Cemvita Factory’s CO2 utilization platform uses CO2 as the carbon feedstock to mimic the complete photosynthesis process by simultaneous uptake of solar energy, water, and processing of carbon dioxide to produce nutrients, pharmaceuticals, intermediate chemicals, and polymers.

Carrots and Sticks

While tax credits, grant funding, external financing, and other “carrots” to unlock CCUS investment are the subject of widespread discussion, there is also a lot of talk about “sticks” ranging from carbon taxes on producers to consumption taxes on households. The 13 member companies of the CEO-led Oil and Gas Climate Initiative (OGCI) have announced that they are ramping up the speed and scale of their actions in support of the Paris Agreement, and all member companies have pledged to support policies that attribute an explicit or implicit value to carbon.
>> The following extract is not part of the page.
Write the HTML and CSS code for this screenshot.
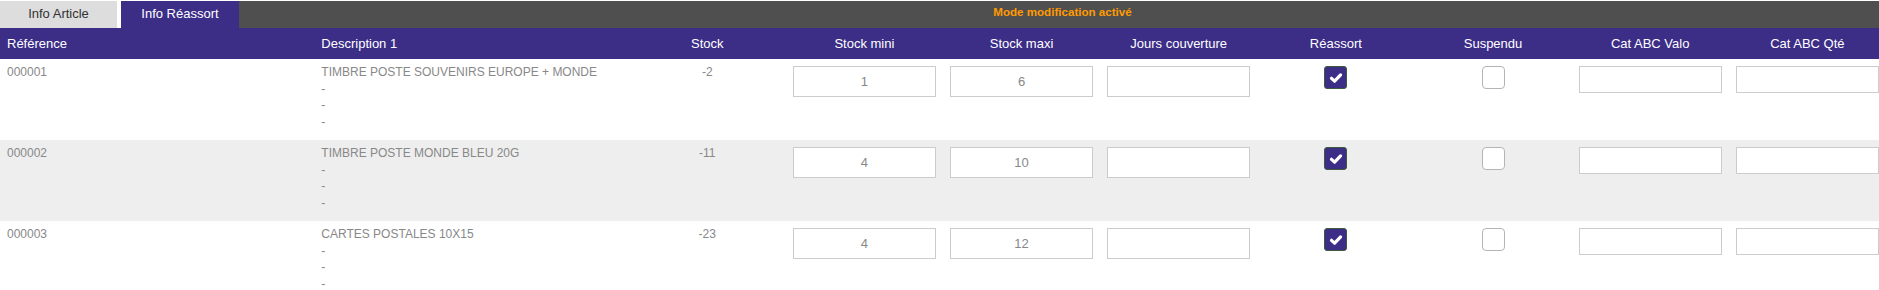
FILE: index.html
```html
<!DOCTYPE html>
<html lang="fr">
<head>
    <meta charset="UTF-8">
    <title>Info Réassort</title>
    <link rel="stylesheet" href="styles.css">
</head>
<body>
    <div class="page">
        <!-- Tabs -->
        <div class="tab-bar">
            <div class="tab">Info Article</div>
            <div class="tab tab-active">Info Réassort</div>
            <div class="mode-bar">Mode modification activé</div>
        </div>

        <!-- Table -->
        <table class="reassort">
            <colgroup>
                <col class="col-wide">
                <col class="col-wide">
                <col class="col-num"><col class="col-num"><col class="col-num"><col class="col-num">
                <col class="col-num"><col class="col-num"><col class="col-num"><col class="col-num">
            </colgroup>
            <tr>
                <th class="left">Référence</th>
                <th class="left">Description 1</th>
                <th>Stock</th>
                <th>Stock mini</th>
                <th>Stock maxi</th>
                <th>Jours couverture</th>
                <th>Réassort</th>
                <th>Suspendu</th>
                <th>Cat ABC Valo</th>
                <th>Cat ABC Qté</th>
            </tr>
            <tr>
                <td>000001</td>
                <td>
                    <div class="line">TIMBRE POSTE SOUVENIRS EUROPE + MONDE</div>
                    <div class="line">-</div>
                    <div class="line">-</div>
                    <div class="line">-</div>
                </td>
                <td class="center">-2</td>
                <td><input class="field" type="text" value="1"></td>
                <td><input class="field" type="text" value="6"></td>
                <td><input class="field" type="text" value=""></td>
                <td class="center"><span class="check on"><svg viewBox="0 0 16 16" width="16" height="16"><path d="M3.5 8.3 L6.6 11.2 L12.6 4.9" fill="none" stroke="#fff" stroke-width="3.2" stroke-linecap="round" stroke-linejoin="round"/></svg></span></td>
                <td class="center"><span class="check"></span></td>
                <td><input class="field field-small" type="text" value=""></td>
                <td><input class="field field-small" type="text" value=""></td>
            </tr>
            <tr class="alt">
                <td>000002</td>
                <td>
                    <div class="line">TIMBRE POSTE MONDE BLEU 20G</div>
                    <div class="line">-</div>
                    <div class="line">-</div>
                    <div class="line">-</div>
                </td>
                <td class="center">-11</td>
                <td><input class="field" type="text" value="4"></td>
                <td><input class="field" type="text" value="10"></td>
                <td><input class="field" type="text" value=""></td>
                <td class="center"><span class="check on"><svg viewBox="0 0 16 16" width="16" height="16"><path d="M3.5 8.3 L6.6 11.2 L12.6 4.9" fill="none" stroke="#fff" stroke-width="3.2" stroke-linecap="round" stroke-linejoin="round"/></svg></span></td>
                <td class="center"><span class="check"></span></td>
                <td><input class="field field-small" type="text" value=""></td>
                <td><input class="field field-small" type="text" value=""></td>
            </tr>
            <tr>
                <td>000003</td>
                <td>
                    <div class="line">CARTES POSTALES 10X15</div>
                    <div class="line">-</div>
                    <div class="line">-</div>
                    <div class="line">-</div>
                </td>
                <td class="center">-23</td>
                <td><input class="field" type="text" value="4"></td>
                <td><input class="field" type="text" value="12"></td>
                <td><input class="field" type="text" value=""></td>
                <td class="center"><span class="check on"><svg viewBox="0 0 16 16" width="16" height="16"><path d="M3.5 8.3 L6.6 11.2 L12.6 4.9" fill="none" stroke="#fff" stroke-width="3.2" stroke-linecap="round" stroke-linejoin="round"/></svg></span></td>
                <td class="center"><span class="check"></span></td>
                <td><input class="field field-small" type="text" value=""></td>
                <td><input class="field field-small" type="text" value=""></td>
            </tr>
        </table>
    </div>
</body>
</html>
```

FILE: styles.css
```css
:root {
    --purple: #3c2d87;
    --dark: #4f4f4f;
    --tab-light: #dddddd;
    --row-alt: #eeeeee;
    --text-grey: #888888;
    --border: #cccccc;
    --orange: #ff9a00;
}

* {
    margin: 0;
    padding: 0;
    box-sizing: border-box;
}

html, body {
    overflow: hidden;
    background: #ffffff;
}

body {
    font-family: 'Liberation Sans', Arial, sans-serif;
    font-size: 13px;
    color: var(--text-grey);
}

.page {
    width: 1886px;
    padding-top: 1px;
}

/* Tabs */
.tab-bar {
    display: flex;
    height: 27px;
}

.tab {
    width: 117px;
    background-color: var(--tab-light);
    color: #333333;
    text-align: center;
    line-height: 25px;
}

.tab-active {
    width: 118px;
    margin-left: 4px;
    background-color: var(--purple);
    color: #ffffff;
}

.mode-bar {
    width: 1647px;
    background-color: var(--dark);
    color: var(--orange);
    font-weight: bold;
    font-size: 11.6px;
    text-align: center;
    line-height: 22px;
}

/* Table */
table.reassort {
    width: 1886px;
    table-layout: fixed;
    border-collapse: collapse;
}

.col-wide {
    width: 314px;
}

.col-num {
    width: 157px;
}

th {
    height: 31px;
    background-color: var(--purple);
    color: #ffffff;
    font-weight: normal;
    text-align: center;
    padding: 0 7px;
    vertical-align: middle;
}

th.left {
    text-align: left;
}

td {
    height: 81px;
    padding: 5px 7px 9px;
    vertical-align: top;
    font-size: 12px;
    line-height: 17px;
}

td.center {
    text-align: center;
}

tr.alt td {
    background-color: var(--row-alt);
}

.line {
    line-height: 16.7px;
}

.field {
    display: block;
    width: 143px;
    height: 31px;
    margin: 2px auto 0;
    border: 1px solid var(--border);
    background: #ffffff;
    font-family: 'Liberation Sans', Arial, sans-serif;
    font-size: 13px;
    color: var(--text-grey);
    text-align: center;
    outline: none;
}

.field-small {
    height: 27px;
}

.check {
    display: inline-flex;
    align-items: center;
    justify-content: center;
    width: 23px;
    height: 23px;
    margin-top: 2px;
    border: 1px solid #b5b5b5;
    border-radius: 4px;
    background: #ffffff;
    vertical-align: top;
}

.check.on {
    background-color: var(--purple);
    border-color: #3d5a3a;
    border-radius: 3px;
}
```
The bottom line, say many, is that addressing emissions—and by association, CCUS—is a universal challenge that will require collaboration, cooperation, and compromise on the part of all stakeholders.

An excellent example of success is the Shell-operated Quest carbon capture and storage facility near Edmonton, Alberta. In its first four years of operation, Quest has captured and safely stored 4 million Mt of CO2—equivalent to the annual emissions of about one million cars—and has achieved this milestone ahead of schedule and at a lower cost than expected. Shell says Quest has stored more carbon dioxide than any other similar project in the world and is doing it at a higher annual rate.  The facility captures and stores underground about one-third of the CO2 emissions from the Shell-operated Scotford Upgrader, which turns oil sands bitumen into synthetic crude that can be refined into fuel and other products. The project opened in 2015 and cost about $1.35 billion, backed with $745 million from the Alberta government and $120 million from ­Ottawa. Shell also began receiving two-for-one carbon credits for a ten-year period in 2017. Additionally, Shell says support from the local community was essential to building Quest. To that end, the company initiated public consultation in 2008, two years before submitting a regulatory application.

An article by Bryant published in the September 2007 issue of JPT was titled, “Geologic CO2 Storage—Can the Oil and Gas Industry Help Save the Planet?” When interviewed recently, Bryant said he would use the same title today and focus on what he calls the “exciting new technologies” that will directly offset carbon content rather than avoiding emissions.

“The window of getting things done gets shorter every year, and the perfect is the enemy of the good,” said Bryant. “We don’t have the luxury of waiting any longer for the solution. We need to build things we know will work now.”